Still, audiences caught up in the moment loved Adele and went wild for Bruno. They even liked Lady Gaga with Metallica, even if it resembled a clip from BBC4’s The Life of Rock with Brian Pern.
More divisive was Beyoncé’s “Love Drought”/“Sandcastles” performance, celebrating her pregnancy, which included a spoken word section on motherhood that brimmed with the sort of lines typically found on fridge magnets sold near the tills in Clintons Cards. “You look nothing like your mother… You look everything like your mother!” said Beyoncé, dressed like Queen Nefertiti, The Statue of Liberty and The Wizard of Oz’s Tin Man, all at the same time.
Beyoncé in baby bore mood is gruelling. Perhaps I’m not of the age group for it to feel fresh and new, but not since Madonna’s “Ray Of Light” era has one woman made such a meal out of a missed period. How long ago “Formation” feels already now we’re in I’ve-Been-To-A-Find-Your-Cervix-Workshop mode, but all things pass.
Despite all this, Sunday night’s most talked about moment was Adele’s acceptance speech for the Best Album award – or, more accurately, her non-acceptance speech. Adele, it seems, feels Beyoncé's Lemonade was the rightful winner.

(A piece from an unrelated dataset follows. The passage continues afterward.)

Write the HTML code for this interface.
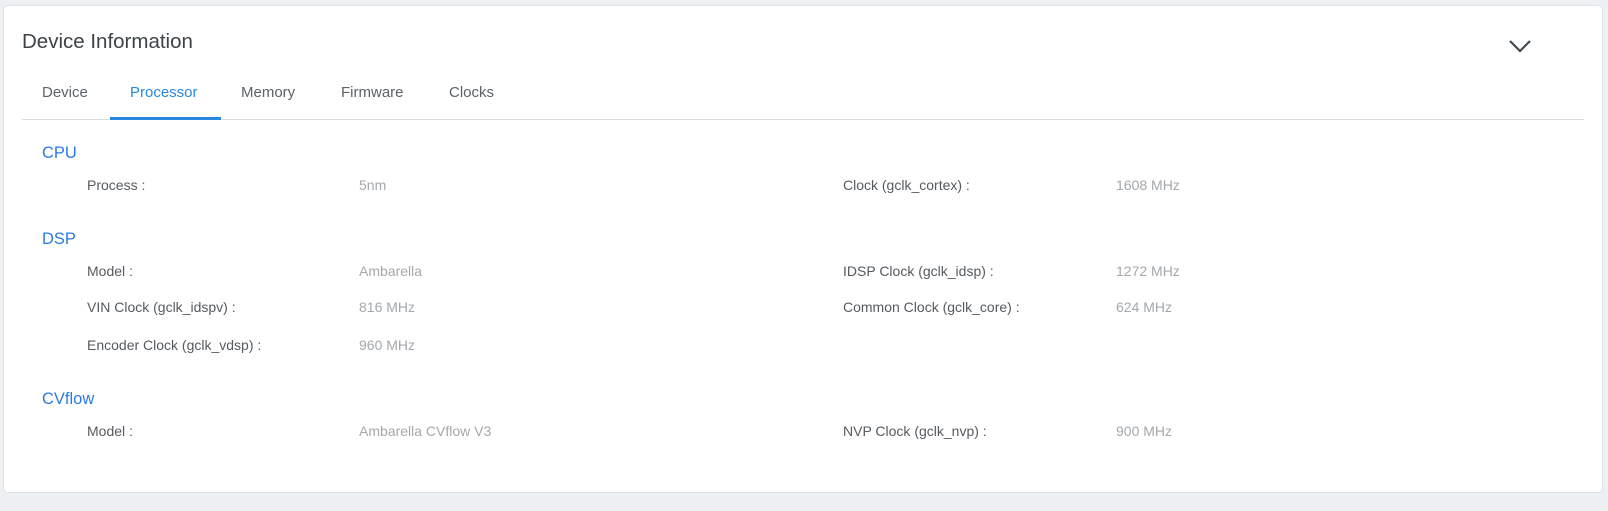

She didn’t feel this strongly enough to actually refuse the award, of course, but enough to break the award in half and give a piece to Beyoncé.
To some, this may seem patronising. Inflammatory, even. A bit like Britain calling Greece and claiming have, if anything, too many of these bloody Elgin Marbles things so we’ll Fedex you a gift-bag.
Most interestingly to me, however, was that as two women – Adele on stage, and Beyoncé watching on in the audience – played a polite, self-effacing game of “No you’re the best, No you are!”, the stage behind Adele filled up with a very different sort of person. Sixteen anonymous white males, mostly wearing suits, mostly from the record company crowded around her.
As Adele wept and batted away praise, a cacophony of Very Important Moguls ran from the back of the auditorium, needing their moment to shine, with no qualms about standing on that stage stealing any woman’s limelight.
Yes, there were two Queens wrestling over territory, but the music business is still a man’s world.